Moving off campus is just one of the ways Krash adjusted the musical situation here to fit her needs. When she discovered that taking fewer than four courses a year--to create more practice time--would mean paying an extra year's tuition, she simply took an entire year off. When she found the Music Department "unmusical and unintellectual," she created her own concentration. "The Philosophy and Psychology of Music." And when she discovered that music professors were unresponsive to her complaints about poor facilities and anti-performance attitudes, she decided to form a coalition of Harvard musicians to try to improve the situation.

"I'm still in the process of talking with people about it," she says, "I hope we can eventually improve access to pianos, raise money, and generally encourage interest and concertizing."

Yet Krash believes that the problems of piano playing at Harvard go far beyond a lack of facilities. "Of course there should be more pianos, of course the music building should be open past ten o'clock." But the real problem, she says, is attitude. "The Music Department could really be an advocate of performance, but instead professors say to me. 'Oh, you probably want to do something more intellectual with your life than perform. 'It's one thing if they don't want to teach it, but they look down on it as well," she says, noting that none of her professors has ever attended any of her numerous recitals or chamber-music concerts.

This attitude, she insists, is one of the main reasons the facilities are so poor. She recalls a run-in with a department secretary who controlled the keys to all the piano practice rooms. "When I asked her for the key to the grand piano, she looked up at me with this little smile and said. "You mean the pianos downstairs aren't good enough for you?'"

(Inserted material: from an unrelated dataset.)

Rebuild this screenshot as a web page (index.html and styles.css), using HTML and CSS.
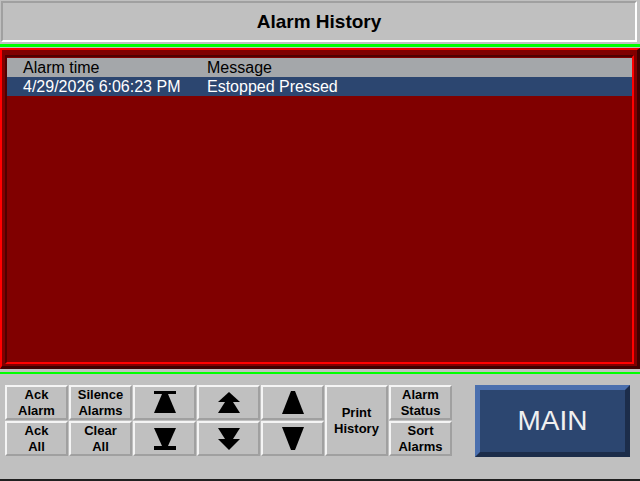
FILE: index.html
```html
<!DOCTYPE html>
<html lang="en">
<head>
    <meta charset="UTF-8">
    <title>Alarm History</title>
    <link rel="stylesheet" href="styles.css">
</head>
<body>
<div class="title">Alarm History</div>
<div class="line top"></div>
<div class="panel">
    <div class="well">
        <table class="alarms">
            <thead>
            <tr><th class="time">Alarm time</th><th>Message</th></tr>
            </thead>
            <tbody>
            <tr class="sel"><td>4/29/2026 6:06:23 PM</td><td>Estopped Pressed</td></tr>
            </tbody>
        </table>
    </div>
</div>
<div class="line bottom"></div>
<div class="controls">
    <div class="keys">
        <div class="key">Ack<br>Alarm</div>
        <div class="key">Silence<br>Alarms</div>
        <div class="key">
            <svg width="22" height="23" viewBox="0 0 22 23"><rect x="0" y="0" width="22" height="3"/><polygon points="8,3 14,3 22,22 0,22"/></svg>
        </div>
        <div class="key">
            <svg width="22" height="22" viewBox="0 0 22 22"><polygon points="11,0 22,10 0,10"/><polygon points="7,10 15,10 22,21 0,21"/></svg>
        </div>
        <div class="key">
            <svg width="22" height="23" viewBox="0 0 22 23"><polygon points="9,0 13,0 22,23 0,23"/></svg>
        </div>
        <div class="key print">Print<br>History</div>
        <div class="key">Alarm<br>Status</div>
        <div class="key">Ack<br>All</div>
        <div class="key">Clear<br>All</div>
        <div class="key">
            <svg width="22" height="22" viewBox="0 0 22 22"><polygon points="0,0 22,0 14,18 8,18"/><rect x="0" y="18" width="22" height="4"/></svg>
        </div>
        <div class="key">
            <svg width="22" height="22" viewBox="0 0 22 22"><polygon points="0,0 22,0 15,11 7,11"/><polygon points="0,11 22,11 11,22"/></svg>
        </div>
        <div class="key">
            <svg width="22" height="23" viewBox="0 0 22 23"><polygon points="0,0 22,0 13,23 9,23"/></svg>
        </div>
        <div class="key">Sort<br>Alarms</div>
    </div>
    <div class="main">MAIN</div>
</div>
<div class="foot"></div>
</body>
</html>
```

FILE: styles.css
```css
*{
    margin: 0;
    padding: 0;
    box-sizing: border-box;
}
html,body{
    width: 640px;
    height: 481px;
    overflow: hidden;
}
body{
    background-color: #c0c0c0;
    font-family: "Liberation Sans", Arial, sans-serif;
    color: #000;
}
.title{
    margin: 1px 3px 0 1px;
    height: 41px;
    border: 2px solid;
    border-color: #a0a0a0 #ffffff #ffffff #a0a0a0;
    font-size: 19px;
    font-weight: bold;
    line-height: 37px;
    text-align: center;
}
.line{
    background-color: #00ff00;
}
.line.top{
    height: 3px;
    margin-top: 2px;
}
.line.bottom{
    height: 2px;
    margin-top: 3px;
}
.panel{
    margin-top: 1px;
    height: 321px;
    border-style: solid;
    border-width: 2px 3px 3px 2px;
    border-color: #ff0000 #400000 #400000 #ff0000;
    background-color: #800000;
    padding: 5px 3px 2px 3px;
}
.well{
    height: 100%;
    border: 2px solid;
    border-color: #500000 #ff0000 #ff0000 #500000;
    padding-top: 1px;
}
.alarms{
    width: 100%;
    border-collapse: collapse;
    table-layout: fixed;
    font-size: 16px;
}
.alarms th,.alarms td{
    text-align: left;
    font-weight: normal;
    padding: 0 0 0 16px;
    white-space: nowrap;
}
.alarms .time{
    width: 184px;
}
.alarms thead tr{
    height: 19px;
    background-color: #a4a7aa;
}
.alarms .sel{
    height: 19px;
    background-color: #2c4670;
    color: #ffffff;
}
.controls{
    height: 105px;
    padding: 11px 0 0 5px;
    display: flex;
    align-items: flex-start;
}
.keys{
    display: grid;
    grid-template-columns: repeat(7, 63px);
    grid-template-rows: 35px 35px;
    gap: 1px;
}
.key{
    border: 2px solid;
    border-color: #f4f4f4 #a0a0a0 #a0a0a0 #f4f4f4;
    display: flex;
    align-items: center;
    justify-content: center;
    text-align: center;
    font-size: 13px;
    font-weight: bold;
    line-height: 16px;
}
.key.print{
    grid-column: 6;
    grid-row: 1 / span 2;
}
.main{
    margin-left: 23px;
    width: 155px;
    height: 72px;
    border: 5px solid;
    border-color: #4a6fae #1c2d4a #1c2d4a #4a6fae;
    background-color: #2c4670;
    color: #f0f0f0;
    font-size: 28px;
    display: flex;
    align-items: center;
    justify-content: center;
}
.foot{
    height: 2px;
    background-color: #202020;
}
```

Krash joins the chorus of Harvard pianists who bemoan the inaccessibility of the Music Department's new Bosendorfer grand (believed by some to be the finest brand of piano in the world today). Only professors and graduate composition classes are allowed to use the instrument, which is kept locked up at all times. "The department seems to feel that instruments somehow get used up if you play them," she says. "Of course they deteriorate just as quickly if you don't play them."

Krash, however, is not wholly negative about her experience here. Harvard, she says, allows one to "get out of circulation in the competitive music world--you lose your class rank, which is great, although you also lose some perspective." She notes that Houses eagerly invite musicians to give recitals, which are relaxed and informal.

"I think there are some brilliant people here," she continues. "The problem is that they don't really stop and consider how much they could be teaching, given the resources of an enormous university. There is very little questioning about why people play--about what music is and how it relates to other arts. This is much sadder and more serious than the fact that the building closes at ten."

Music professors understandably defend their department. Although he admits that professors often develop "methodologies" that get in the way of truly inspirational teaching. Leon Kirchner, Rosen Professor of Music and teacher of Harvard's only credited music performance course, argues. "I think that very talented musicians can use the University as a sort of pump primer intellectually which will ultimately realize itself in musical values.